╭──

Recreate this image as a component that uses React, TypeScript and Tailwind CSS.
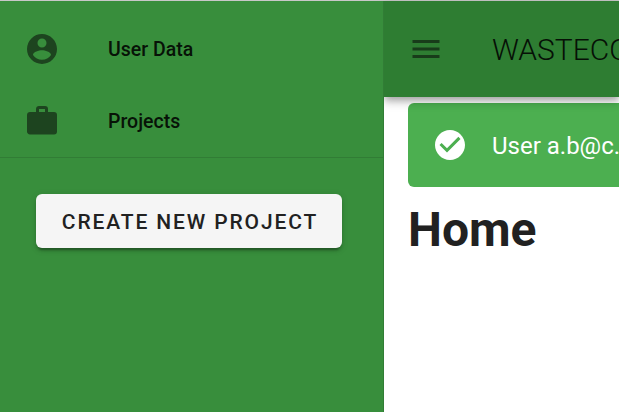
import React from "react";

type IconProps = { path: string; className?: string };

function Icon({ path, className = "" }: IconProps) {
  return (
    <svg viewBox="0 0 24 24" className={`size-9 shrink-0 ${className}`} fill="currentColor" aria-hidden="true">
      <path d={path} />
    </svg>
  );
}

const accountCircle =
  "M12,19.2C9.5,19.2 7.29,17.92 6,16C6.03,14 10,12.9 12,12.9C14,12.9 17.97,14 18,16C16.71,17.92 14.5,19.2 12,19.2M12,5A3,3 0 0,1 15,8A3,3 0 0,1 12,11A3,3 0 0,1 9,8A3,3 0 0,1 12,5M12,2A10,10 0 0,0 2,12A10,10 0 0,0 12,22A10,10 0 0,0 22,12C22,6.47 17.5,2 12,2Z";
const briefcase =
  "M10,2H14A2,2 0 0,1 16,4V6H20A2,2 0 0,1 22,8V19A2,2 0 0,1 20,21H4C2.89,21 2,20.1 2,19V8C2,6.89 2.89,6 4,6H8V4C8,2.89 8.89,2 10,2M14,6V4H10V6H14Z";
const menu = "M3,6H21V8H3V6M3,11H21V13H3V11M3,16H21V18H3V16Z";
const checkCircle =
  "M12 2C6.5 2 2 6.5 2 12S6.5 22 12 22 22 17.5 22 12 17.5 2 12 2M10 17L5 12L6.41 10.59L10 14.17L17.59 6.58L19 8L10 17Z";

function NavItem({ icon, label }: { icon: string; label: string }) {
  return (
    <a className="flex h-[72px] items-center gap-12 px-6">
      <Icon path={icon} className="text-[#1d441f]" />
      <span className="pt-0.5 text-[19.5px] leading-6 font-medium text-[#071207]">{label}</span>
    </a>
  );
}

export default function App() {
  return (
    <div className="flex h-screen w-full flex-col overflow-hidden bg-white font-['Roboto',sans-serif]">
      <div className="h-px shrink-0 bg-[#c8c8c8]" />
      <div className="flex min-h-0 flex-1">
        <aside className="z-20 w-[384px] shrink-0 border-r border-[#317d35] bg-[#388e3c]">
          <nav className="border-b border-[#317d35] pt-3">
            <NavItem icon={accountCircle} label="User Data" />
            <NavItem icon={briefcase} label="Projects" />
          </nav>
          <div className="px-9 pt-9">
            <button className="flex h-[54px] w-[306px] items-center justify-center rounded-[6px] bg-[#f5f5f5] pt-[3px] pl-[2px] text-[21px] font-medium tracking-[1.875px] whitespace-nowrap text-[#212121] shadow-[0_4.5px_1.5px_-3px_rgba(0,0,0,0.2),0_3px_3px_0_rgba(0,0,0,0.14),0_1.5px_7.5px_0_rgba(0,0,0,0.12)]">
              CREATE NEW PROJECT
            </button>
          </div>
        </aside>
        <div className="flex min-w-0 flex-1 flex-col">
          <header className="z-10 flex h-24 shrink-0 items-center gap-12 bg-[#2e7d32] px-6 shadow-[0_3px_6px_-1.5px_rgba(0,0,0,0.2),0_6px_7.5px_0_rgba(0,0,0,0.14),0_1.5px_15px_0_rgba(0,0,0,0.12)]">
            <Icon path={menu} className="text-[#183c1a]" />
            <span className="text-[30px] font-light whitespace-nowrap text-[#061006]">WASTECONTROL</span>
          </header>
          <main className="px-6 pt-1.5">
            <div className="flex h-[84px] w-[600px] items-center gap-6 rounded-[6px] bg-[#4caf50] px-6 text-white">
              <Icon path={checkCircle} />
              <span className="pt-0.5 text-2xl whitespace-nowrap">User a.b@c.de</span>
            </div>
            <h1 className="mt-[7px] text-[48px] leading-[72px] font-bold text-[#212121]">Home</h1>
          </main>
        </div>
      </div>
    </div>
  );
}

╰──
╭──

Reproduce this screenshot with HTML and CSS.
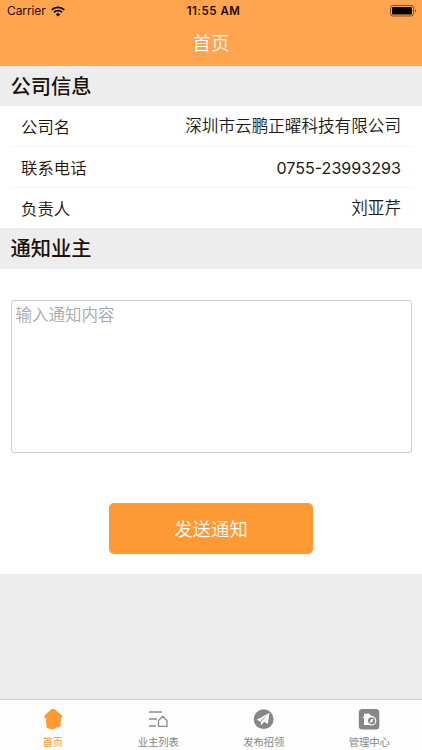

╰──
╭──

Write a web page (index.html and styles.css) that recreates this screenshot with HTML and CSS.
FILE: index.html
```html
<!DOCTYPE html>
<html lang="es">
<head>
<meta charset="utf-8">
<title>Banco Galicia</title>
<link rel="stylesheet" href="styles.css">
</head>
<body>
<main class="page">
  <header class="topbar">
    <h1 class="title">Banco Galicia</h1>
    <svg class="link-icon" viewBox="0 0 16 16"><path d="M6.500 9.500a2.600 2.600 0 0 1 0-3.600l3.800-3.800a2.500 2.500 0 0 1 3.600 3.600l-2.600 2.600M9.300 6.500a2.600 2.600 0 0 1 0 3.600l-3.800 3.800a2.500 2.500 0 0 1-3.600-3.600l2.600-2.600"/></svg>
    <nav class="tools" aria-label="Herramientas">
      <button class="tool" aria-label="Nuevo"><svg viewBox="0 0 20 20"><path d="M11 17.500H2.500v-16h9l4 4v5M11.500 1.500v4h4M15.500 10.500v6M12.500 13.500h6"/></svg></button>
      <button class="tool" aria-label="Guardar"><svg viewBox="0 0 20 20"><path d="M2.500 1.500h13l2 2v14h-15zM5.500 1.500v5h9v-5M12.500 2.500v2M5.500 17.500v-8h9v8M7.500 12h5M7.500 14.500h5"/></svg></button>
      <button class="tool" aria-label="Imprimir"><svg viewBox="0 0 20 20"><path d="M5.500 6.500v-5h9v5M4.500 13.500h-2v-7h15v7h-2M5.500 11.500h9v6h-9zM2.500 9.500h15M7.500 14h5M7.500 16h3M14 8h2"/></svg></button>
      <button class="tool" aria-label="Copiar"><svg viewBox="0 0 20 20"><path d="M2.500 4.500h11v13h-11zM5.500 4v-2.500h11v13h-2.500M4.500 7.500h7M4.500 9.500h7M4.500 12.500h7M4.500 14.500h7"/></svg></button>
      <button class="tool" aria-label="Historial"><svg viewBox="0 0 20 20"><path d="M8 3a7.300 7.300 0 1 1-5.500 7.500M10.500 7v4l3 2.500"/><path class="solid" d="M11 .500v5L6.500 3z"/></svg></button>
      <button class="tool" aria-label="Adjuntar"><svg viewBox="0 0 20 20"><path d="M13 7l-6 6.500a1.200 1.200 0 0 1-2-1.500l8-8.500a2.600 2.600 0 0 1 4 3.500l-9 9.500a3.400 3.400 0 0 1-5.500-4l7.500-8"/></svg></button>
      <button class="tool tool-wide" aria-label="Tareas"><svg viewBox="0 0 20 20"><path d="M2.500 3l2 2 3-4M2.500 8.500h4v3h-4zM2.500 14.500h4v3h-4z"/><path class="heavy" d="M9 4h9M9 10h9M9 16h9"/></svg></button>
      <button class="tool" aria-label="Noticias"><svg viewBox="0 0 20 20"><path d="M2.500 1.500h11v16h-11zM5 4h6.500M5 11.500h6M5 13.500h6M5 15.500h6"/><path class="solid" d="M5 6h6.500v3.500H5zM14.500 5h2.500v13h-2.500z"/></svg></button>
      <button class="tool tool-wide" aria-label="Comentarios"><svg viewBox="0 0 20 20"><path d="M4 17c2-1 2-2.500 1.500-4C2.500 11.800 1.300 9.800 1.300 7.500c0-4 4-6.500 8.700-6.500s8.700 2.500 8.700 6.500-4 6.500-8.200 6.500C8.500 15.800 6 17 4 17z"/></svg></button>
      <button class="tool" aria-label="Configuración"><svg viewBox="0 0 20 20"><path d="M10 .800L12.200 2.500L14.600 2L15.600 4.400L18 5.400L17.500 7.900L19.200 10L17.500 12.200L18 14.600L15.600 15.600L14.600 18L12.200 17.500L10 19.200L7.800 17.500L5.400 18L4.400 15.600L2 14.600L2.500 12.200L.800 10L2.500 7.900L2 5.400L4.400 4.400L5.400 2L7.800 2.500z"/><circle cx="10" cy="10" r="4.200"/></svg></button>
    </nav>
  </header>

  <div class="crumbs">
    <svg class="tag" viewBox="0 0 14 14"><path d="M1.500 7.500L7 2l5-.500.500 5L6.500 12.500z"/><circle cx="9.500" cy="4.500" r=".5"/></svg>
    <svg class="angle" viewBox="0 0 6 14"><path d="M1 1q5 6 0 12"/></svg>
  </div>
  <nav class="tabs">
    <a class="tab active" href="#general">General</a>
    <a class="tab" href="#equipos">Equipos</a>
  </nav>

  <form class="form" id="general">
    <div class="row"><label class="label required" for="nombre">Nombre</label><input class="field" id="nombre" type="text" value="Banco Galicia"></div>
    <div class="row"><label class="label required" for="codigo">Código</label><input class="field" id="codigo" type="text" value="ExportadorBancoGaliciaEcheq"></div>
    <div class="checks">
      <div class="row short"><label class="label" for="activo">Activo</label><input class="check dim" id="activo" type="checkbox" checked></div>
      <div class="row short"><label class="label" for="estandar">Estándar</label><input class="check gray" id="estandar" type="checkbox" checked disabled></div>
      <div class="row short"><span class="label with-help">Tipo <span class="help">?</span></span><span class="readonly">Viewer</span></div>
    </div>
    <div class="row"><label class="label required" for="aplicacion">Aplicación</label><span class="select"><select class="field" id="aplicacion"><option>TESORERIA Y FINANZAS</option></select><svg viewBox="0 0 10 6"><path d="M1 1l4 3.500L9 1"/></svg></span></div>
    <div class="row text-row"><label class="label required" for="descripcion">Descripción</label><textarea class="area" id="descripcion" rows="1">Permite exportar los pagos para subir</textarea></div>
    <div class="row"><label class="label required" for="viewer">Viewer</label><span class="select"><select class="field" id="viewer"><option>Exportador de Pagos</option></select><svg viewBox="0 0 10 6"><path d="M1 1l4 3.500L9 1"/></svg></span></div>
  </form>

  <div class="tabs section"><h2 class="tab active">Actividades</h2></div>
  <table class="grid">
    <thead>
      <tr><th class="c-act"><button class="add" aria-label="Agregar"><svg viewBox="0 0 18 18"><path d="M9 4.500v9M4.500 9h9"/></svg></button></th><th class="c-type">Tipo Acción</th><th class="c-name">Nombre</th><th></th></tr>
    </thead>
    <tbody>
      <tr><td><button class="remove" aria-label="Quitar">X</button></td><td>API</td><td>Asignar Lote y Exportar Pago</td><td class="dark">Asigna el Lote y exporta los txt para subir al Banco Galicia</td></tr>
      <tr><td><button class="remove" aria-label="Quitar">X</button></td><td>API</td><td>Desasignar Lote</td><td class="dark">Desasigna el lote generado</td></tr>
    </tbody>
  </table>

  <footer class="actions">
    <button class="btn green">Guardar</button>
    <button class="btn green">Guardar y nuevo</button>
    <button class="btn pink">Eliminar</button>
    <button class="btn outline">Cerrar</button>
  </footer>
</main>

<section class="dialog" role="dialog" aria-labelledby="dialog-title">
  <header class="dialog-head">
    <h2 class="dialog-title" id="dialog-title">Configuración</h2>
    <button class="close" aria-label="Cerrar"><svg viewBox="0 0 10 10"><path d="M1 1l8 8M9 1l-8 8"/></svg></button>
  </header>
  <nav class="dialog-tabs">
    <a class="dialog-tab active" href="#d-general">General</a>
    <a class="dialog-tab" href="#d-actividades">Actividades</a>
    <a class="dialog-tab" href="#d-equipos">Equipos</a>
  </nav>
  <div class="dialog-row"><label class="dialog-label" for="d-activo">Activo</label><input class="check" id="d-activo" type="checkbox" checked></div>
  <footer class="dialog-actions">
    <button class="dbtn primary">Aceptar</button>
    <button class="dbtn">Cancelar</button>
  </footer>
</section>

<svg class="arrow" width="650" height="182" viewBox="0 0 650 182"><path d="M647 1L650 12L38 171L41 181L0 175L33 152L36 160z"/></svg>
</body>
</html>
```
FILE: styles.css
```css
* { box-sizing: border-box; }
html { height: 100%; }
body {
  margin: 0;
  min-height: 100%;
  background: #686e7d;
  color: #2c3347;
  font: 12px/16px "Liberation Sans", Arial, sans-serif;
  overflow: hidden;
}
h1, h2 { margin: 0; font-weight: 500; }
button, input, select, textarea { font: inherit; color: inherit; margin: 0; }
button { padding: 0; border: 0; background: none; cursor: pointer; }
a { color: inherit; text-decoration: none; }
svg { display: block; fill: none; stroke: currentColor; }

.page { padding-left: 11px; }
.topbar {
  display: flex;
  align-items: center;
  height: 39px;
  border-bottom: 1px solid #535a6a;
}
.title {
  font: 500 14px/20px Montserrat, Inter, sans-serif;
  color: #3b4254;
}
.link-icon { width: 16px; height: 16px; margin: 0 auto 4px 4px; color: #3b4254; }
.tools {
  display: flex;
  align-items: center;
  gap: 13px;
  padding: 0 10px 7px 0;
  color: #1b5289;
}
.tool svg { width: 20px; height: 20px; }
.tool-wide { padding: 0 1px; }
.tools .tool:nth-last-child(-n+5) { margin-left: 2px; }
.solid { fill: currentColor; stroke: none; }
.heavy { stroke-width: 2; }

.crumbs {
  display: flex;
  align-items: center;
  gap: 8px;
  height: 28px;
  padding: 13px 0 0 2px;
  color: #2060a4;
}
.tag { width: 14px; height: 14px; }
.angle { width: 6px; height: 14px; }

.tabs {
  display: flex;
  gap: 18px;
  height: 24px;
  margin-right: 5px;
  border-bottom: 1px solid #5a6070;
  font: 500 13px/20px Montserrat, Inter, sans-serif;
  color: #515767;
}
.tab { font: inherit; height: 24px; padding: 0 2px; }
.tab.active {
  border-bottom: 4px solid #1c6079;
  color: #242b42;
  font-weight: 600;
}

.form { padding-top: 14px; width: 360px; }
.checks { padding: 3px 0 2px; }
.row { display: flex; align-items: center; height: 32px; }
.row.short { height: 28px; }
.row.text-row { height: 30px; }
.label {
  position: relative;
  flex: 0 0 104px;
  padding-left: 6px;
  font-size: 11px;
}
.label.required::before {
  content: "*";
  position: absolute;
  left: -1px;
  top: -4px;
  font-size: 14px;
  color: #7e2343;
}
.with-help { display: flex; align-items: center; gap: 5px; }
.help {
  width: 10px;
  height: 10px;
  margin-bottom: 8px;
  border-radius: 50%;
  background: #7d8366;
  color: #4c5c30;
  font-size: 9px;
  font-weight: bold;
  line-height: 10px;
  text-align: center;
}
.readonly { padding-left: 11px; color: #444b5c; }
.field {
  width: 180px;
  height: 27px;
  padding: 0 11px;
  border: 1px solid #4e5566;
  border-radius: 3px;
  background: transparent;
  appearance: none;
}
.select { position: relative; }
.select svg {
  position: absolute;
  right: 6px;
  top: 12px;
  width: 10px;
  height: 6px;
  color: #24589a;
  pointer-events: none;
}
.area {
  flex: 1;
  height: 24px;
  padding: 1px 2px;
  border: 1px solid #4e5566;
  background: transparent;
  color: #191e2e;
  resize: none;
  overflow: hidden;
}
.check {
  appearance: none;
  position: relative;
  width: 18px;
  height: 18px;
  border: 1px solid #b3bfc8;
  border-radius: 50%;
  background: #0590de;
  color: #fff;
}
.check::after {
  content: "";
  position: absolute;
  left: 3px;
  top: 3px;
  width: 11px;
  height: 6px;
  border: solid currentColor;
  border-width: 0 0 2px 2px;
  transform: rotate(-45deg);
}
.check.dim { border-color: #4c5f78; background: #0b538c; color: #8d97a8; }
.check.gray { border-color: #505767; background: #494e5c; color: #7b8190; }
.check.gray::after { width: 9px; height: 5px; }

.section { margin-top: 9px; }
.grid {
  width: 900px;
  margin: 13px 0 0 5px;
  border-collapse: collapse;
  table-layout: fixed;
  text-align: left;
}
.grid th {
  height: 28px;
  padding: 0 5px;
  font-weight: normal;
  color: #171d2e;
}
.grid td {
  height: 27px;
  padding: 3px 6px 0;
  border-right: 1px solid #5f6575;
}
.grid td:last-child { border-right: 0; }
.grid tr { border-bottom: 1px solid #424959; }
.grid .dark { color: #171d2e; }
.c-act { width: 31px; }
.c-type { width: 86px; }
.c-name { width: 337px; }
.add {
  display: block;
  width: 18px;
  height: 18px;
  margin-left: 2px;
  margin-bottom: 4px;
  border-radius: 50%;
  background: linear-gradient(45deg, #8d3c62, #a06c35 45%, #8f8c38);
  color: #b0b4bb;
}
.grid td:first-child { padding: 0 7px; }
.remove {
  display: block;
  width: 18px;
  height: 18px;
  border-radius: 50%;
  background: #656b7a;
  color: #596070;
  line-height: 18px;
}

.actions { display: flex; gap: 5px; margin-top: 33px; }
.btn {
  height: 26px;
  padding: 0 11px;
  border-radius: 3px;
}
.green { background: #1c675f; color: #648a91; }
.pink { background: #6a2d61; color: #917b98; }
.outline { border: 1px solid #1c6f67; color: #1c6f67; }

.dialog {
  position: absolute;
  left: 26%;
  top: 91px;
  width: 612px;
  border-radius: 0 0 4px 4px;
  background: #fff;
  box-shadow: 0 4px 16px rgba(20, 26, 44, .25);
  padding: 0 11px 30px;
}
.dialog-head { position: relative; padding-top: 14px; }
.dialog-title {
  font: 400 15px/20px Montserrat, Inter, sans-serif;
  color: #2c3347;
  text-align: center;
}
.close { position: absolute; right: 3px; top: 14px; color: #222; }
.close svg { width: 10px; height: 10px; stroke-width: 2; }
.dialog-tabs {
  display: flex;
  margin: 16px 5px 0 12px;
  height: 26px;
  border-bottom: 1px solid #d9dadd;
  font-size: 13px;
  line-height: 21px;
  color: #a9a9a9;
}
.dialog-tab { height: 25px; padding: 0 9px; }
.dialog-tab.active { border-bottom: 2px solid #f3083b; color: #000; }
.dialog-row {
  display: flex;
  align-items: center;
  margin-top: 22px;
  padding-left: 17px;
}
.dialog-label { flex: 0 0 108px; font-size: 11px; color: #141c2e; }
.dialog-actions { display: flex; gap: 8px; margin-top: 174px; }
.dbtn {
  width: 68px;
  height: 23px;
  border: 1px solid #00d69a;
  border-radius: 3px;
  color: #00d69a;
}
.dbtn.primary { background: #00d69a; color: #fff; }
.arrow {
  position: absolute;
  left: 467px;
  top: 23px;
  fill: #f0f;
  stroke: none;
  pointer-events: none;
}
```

╰──

◆ Problem statement
Set down the lines running from the one with "Recreate this image" through the one with "string; className?: string", both ends kept, exactly and with no pictures.

◆ Written response
Recreate this image as a component that uses React, TypeScript and Tailwind CSS.
import React from "react";

type IconProps = { path: string; className?: string };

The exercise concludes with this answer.